New Drug Trial Brings Good News For People Suffering From MS

Global survey data collected between September 2019 and March 2020 reveals the prevalence rates for multiple sclerosis (MS) have increased by 30% since 2013 (via Multiple Sclerosis). In recent years, 2.8 million people are now estimated to be living with MS around the world.

Experts from the National Multiple Sclerosis Society explain that MS is a disease, which targets the central nervous system. The disorder causes a disruption in communication between the brain, spinal cord, and optic nerve. As a result, patients may experience pain, numbness, tingling sensations, fatigue, difficulties with memory, mood changes, loss of vision, or paralysis. For some individuals, these symptoms may be short-lived, while for others, the condition may be chronic.

While there is no cure for MS, disease-modifying drugs can aid in symptom relief and flare-up reduction (via National Multiple Sclerosis Society). Currently, the U.S. Food and Drug Administration (FDA) is reviewing clinical trial data from a new study published in The New England Journal of Medicine, which highlights the potential of a new MS treatment therapy, reports WebMD.

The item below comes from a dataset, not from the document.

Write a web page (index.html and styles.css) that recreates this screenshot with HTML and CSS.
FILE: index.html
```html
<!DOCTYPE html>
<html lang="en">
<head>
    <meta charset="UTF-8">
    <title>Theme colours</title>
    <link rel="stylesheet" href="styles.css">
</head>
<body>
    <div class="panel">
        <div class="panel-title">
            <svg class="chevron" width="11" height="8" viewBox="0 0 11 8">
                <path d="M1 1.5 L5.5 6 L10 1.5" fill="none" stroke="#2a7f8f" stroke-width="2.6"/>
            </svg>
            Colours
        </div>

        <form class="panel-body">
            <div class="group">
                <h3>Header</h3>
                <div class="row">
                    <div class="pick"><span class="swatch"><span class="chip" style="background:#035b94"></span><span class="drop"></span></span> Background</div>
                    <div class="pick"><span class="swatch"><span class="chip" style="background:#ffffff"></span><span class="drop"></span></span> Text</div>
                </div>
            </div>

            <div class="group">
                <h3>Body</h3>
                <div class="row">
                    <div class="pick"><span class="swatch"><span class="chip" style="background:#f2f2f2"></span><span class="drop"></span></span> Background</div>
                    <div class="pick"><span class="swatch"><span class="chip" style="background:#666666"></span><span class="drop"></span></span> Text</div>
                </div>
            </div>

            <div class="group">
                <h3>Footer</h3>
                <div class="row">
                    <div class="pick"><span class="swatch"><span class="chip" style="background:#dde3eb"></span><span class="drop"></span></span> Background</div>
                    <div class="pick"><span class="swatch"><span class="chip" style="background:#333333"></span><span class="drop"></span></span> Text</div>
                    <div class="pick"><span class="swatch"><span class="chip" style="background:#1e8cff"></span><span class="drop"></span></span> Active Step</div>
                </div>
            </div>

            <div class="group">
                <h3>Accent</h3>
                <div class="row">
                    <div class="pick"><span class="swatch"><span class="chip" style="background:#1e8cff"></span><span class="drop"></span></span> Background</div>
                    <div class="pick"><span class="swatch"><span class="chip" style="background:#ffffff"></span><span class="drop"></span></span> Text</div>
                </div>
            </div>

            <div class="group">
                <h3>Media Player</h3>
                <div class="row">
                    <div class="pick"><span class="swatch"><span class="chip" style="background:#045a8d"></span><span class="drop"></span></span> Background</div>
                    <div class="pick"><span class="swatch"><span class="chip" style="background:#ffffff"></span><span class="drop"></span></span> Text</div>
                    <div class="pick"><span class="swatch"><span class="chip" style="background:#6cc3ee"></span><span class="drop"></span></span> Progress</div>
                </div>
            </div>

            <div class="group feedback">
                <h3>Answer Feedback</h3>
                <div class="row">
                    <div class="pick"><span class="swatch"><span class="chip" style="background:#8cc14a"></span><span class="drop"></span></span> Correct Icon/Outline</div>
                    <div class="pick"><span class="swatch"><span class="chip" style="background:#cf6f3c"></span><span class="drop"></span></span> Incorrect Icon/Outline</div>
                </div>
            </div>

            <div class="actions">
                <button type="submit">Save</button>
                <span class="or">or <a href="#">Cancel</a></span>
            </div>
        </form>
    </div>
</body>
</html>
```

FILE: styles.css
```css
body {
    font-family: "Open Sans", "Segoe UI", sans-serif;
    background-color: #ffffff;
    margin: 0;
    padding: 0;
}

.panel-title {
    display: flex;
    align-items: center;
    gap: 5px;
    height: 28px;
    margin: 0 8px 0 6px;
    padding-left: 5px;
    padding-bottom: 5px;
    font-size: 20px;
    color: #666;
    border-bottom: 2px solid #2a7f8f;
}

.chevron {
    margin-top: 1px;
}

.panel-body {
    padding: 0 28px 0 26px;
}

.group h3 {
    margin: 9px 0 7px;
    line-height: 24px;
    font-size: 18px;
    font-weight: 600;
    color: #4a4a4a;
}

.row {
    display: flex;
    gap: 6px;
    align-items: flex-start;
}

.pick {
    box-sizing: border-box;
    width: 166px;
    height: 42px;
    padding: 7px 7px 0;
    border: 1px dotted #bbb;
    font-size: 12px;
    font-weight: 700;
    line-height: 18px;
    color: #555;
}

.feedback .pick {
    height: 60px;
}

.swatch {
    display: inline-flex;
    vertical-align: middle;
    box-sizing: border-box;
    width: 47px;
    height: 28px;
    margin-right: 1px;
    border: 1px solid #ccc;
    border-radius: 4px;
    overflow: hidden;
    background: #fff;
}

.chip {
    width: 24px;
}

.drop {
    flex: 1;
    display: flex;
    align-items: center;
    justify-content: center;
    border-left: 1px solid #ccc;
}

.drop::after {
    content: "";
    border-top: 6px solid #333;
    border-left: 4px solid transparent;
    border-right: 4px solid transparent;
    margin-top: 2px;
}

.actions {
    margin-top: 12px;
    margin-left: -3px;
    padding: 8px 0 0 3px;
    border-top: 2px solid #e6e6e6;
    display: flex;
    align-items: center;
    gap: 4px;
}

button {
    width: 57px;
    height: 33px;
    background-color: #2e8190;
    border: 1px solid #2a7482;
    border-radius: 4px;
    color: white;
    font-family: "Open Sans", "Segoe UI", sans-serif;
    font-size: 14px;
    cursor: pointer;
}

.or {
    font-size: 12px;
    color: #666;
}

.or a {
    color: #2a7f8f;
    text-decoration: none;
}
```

Potential benefits of ublituximab treatment for MS

In a two-part study, 549 MS patients were enrolled in the first trial and 545 participants took part in the second trial, as per the research. Participants were administered either one of two MS treatments. The new treatment therapy involved doses of intravenous ublituximab along with an oral placebo. The standard treatment option involved a preexisting oral medication, teriflunomide, along with an intravenous placebo. Researchers compared treatment effectiveness by looking at relapse rates of MS flare-ups after an average follow-up period of 95 weeks. Relapse rates for the new ublituximab treatment therapy stood at 0.08, while the relapse rates after teriflunomide treatment were twice as high in comparison, standing at 0.19. However, the researchers also noted that cases of subsequent infection, such as pneumonia, were lower in teriflunomide patients compared to those who received the ublituximab treatment (via WebMD).

Ublituximab is an MS antibody treatment that targets immune system B cells. While it's not the first of its kind, it may offer some unique benefits over other preexisting MS monoclonal antibody infusions. Most significantly, time. For example, a standard MS antibody therapy, known as Ocrevus, takes three hours to be administered by a healthcare professional. While also conducted under medical supervision, ublituximab treatments only take one hour to administer. At this time, the study's drug manufacturers are anticipating a response from the FDA regarding potential approval by the end of 2022.